> _PROBLEM DESCRIPTION_
Faithfully return all lines, omitting every embedded picture.
---+---
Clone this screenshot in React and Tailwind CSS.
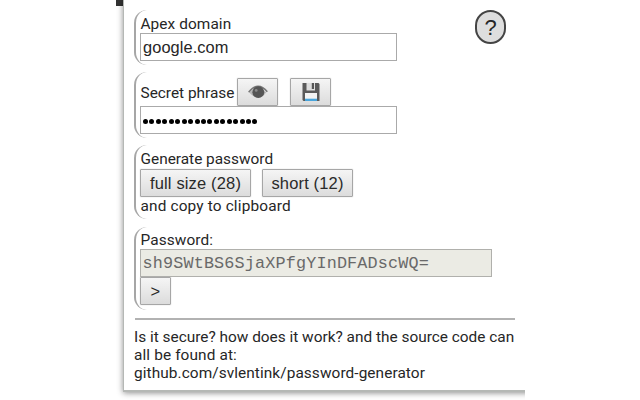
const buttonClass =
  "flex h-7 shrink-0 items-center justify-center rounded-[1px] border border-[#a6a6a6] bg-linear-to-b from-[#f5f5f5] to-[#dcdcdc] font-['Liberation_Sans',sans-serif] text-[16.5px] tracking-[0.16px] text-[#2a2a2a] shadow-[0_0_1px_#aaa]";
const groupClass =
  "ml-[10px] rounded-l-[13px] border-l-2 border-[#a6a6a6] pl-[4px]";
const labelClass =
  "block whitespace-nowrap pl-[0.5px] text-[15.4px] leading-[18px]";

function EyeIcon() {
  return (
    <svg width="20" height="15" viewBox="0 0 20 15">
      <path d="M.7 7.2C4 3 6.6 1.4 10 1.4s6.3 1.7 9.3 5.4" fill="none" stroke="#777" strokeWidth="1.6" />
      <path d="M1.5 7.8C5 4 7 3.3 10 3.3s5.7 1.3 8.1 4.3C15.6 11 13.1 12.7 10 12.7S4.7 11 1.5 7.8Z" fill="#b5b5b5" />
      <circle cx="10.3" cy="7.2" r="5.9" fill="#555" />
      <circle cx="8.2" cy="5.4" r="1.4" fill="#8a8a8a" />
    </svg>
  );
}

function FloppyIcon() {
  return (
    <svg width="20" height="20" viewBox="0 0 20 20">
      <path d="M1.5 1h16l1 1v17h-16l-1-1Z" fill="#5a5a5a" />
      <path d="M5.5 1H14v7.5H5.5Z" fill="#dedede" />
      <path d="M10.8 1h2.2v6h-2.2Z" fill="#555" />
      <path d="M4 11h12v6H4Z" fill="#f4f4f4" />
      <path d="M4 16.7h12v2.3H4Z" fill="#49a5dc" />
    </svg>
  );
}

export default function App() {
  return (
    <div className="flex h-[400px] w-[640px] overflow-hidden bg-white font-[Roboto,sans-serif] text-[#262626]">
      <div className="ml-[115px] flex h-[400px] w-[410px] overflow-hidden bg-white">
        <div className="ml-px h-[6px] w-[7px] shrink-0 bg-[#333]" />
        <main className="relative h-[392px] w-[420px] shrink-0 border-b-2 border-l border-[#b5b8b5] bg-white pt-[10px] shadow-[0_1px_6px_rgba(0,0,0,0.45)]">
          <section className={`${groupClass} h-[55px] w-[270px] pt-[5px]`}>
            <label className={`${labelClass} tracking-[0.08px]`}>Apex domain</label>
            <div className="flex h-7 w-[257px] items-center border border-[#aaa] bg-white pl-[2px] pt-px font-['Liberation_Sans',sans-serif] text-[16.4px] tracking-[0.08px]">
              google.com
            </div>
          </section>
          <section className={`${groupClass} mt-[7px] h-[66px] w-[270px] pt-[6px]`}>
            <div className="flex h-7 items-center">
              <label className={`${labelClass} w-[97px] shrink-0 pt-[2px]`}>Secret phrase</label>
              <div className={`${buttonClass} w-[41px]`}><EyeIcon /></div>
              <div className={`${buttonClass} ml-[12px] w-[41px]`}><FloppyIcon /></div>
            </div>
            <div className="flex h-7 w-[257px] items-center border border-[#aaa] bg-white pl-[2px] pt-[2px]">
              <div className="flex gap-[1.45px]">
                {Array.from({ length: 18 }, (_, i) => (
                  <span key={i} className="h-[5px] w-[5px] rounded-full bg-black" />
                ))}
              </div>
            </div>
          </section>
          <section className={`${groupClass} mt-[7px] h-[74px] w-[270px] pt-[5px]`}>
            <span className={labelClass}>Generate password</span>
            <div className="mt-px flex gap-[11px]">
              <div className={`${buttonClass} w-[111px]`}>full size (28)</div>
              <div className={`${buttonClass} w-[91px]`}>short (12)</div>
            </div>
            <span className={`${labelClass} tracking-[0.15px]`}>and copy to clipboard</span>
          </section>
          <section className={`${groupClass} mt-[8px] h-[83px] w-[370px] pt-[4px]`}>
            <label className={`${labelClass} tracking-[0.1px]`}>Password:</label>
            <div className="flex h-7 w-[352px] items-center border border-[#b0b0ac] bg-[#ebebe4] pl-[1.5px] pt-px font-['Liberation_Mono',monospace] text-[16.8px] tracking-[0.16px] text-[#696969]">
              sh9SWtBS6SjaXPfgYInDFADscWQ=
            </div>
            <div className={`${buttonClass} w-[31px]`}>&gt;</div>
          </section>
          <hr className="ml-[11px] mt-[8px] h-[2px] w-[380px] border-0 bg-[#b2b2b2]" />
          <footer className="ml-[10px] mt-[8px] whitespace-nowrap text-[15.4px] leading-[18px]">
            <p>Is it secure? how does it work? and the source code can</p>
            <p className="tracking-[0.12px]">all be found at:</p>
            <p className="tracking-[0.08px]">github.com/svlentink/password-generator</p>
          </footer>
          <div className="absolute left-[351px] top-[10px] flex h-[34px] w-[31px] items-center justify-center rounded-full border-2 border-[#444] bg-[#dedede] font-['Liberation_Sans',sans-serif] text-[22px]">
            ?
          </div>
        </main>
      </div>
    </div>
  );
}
---+---
> _REPLY TO THE EXERCISE_
Clone this screenshot in React and Tailwind CSS.
const buttonClass =
  "flex h-7 shrink-0 items-center justify-center rounded-[1px] border border-[#a6a6a6] bg-linear-to-b from-[#f5f5f5] to-[#dcdcdc] font-['Liberation_Sans',sans-serif] text-[16.5px] tracking-[0.16px] text-[#2a2a2a] shadow-[0_0_1px_#aaa]";
const groupClass =
  "ml-[10px] rounded-l-[13px] border-l-2 border-[#a6a6a6] pl-[4px]";
const labelClass =
  "block whitespace-nowrap pl-[0.5px] text-[15.4px] leading-[18px]";

function EyeIcon() {
  return (
    <svg width="20" height="15" viewBox="0 0 20 15">
      <path d="M.7 7.2C4 3 6.6 1.4 10 1.4s6.3 1.7 9.3 5.4" fill="none" stroke="#777" strokeWidth="1.6" />
      <path d="M1.5 7.8C5 4 7 3.3 10 3.3s5.7 1.3 8.1 4.3C15.6 11 13.1 12.7 10 12.7S4.7 11 1.5 7.8Z" fill="#b5b5b5" />
      <circle cx="10.3" cy="7.2" r="5.9" fill="#555" />
      <circle cx="8.2" cy="5.4" r="1.4" fill="#8a8a8a" />
    </svg>
  );
}

function FloppyIcon() {
  return (
    <svg width="20" height="20" viewBox="0 0 20 20">
      <path d="M1.5 1h16l1 1v17h-16l-1-1Z" fill="#5a5a5a" />
      <path d="M5.5 1H14v7.5H5.5Z" fill="#dedede" />
      <path d="M10.8 1h2.2v6h-2.2Z" fill="#555" />
      <path d="M4 11h12v6H4Z" fill="#f4f4f4" />
      <path d="M4 16.7h12v2.3H4Z" fill="#49a5dc" />
    </svg>
  );
}

export default function App() {
  return (
    <div className="flex h-[400px] w-[640px] overflow-hidden bg-white font-[Roboto,sans-serif] text-[#262626]">
      <div className="ml-[115px] flex h-[400px] w-[410px] overflow-hidden bg-white">
        <div className="ml-px h-[6px] w-[7px] shrink-0 bg-[#333]" />
        <main className="relative h-[392px] w-[420px] shrink-0 border-b-2 border-l border-[#b5b8b5] bg-white pt-[10px] shadow-[0_1px_6px_rgba(0,0,0,0.45)]">
          <section className={`${groupClass} h-[55px] w-[270px] pt-[5px]`}>
            <label className={`${labelClass} tracking-[0.08px]`}>Apex domain</label>
            <div className="flex h-7 w-[257px] items-center border border-[#aaa] bg-white pl-[2px] pt-px font-['Liberation_Sans',sans-serif] text-[16.4px] tracking-[0.08px]">
              google.com
            </div>
          </section>
          <section className={`${groupClass} mt-[7px] h-[66px] w-[270px] pt-[6px]`}>
            <div className="flex h-7 items-center">
              <label className={`${labelClass} w-[97px] shrink-0 pt-[2px]`}>Secret phrase</label>
              <div className={`${buttonClass} w-[41px]`}><EyeIcon /></div>
              <div className={`${buttonClass} ml-[12px] w-[41px]`}><FloppyIcon /></div>
            </div>
            <div className="flex h-7 w-[257px] items-center border border-[#aaa] bg-white pl-[2px] pt-[2px]">
              <div className="flex gap-[1.45px]">
                {Array.from({ length: 18 }, (_, i) => (
                  <span key={i} className="h-[5px] w-[5px] rounded-full bg-black" />
                ))}
              </div>
            </div>
          </section>
          <section className={`${groupClass} mt-[7px] h-[74px] w-[270px] pt-[5px]`}>
            <span className={labelClass}>Generate password</span>
            <div className="mt-px flex gap-[11px]">
              <div className={`${buttonClass} w-[111px]`}>full size (28)</div>
              <div className={`${buttonClass} w-[91px]`}>short (12)</div>
            </div>
            <span className={`${labelClass} tracking-[0.15px]`}>and copy to clipboard</span>
          </section>
          <section className={`${groupClass} mt-[8px] h-[83px] w-[370px] pt-[4px]`}>
            <label className={`${labelClass} tracking-[0.1px]`}>Password:</label>
            <div className="flex h-7 w-[352px] items-center border border-[#b0b0ac] bg-[#ebebe4] pl-[1.5px] pt-px font-['Liberation_Mono',monospace] text-[16.8px] tracking-[0.16px] text-[#696969]">
              sh9SWtBS6SjaXPfgYInDFADscWQ=
            </div>
            <div className={`${buttonClass} w-[31px]`}>&gt;</div>
          </section>
          <hr className="ml-[11px] mt-[8px] h-[2px] w-[380px] border-0 bg-[#b2b2b2]" />
          <footer className="ml-[10px] mt-[8px] whitespace-nowrap text-[15.4px] leading-[18px]">
            <p>Is it secure? how does it work? and the source code can</p>
            <p className="tracking-[0.12px]">all be found at:</p>
            <p className="tracking-[0.08px]">github.com/svlentink/password-generator</p>
          </footer>
          <div className="absolute left-[351px] top-[10px] flex h-[34px] w-[31px] items-center justify-center rounded-full border-2 border-[#444] bg-[#dedede] font-['Liberation_Sans',sans-serif] text-[22px]">
            ?
          </div>
        </main>
      </div>
    </div>
  );
}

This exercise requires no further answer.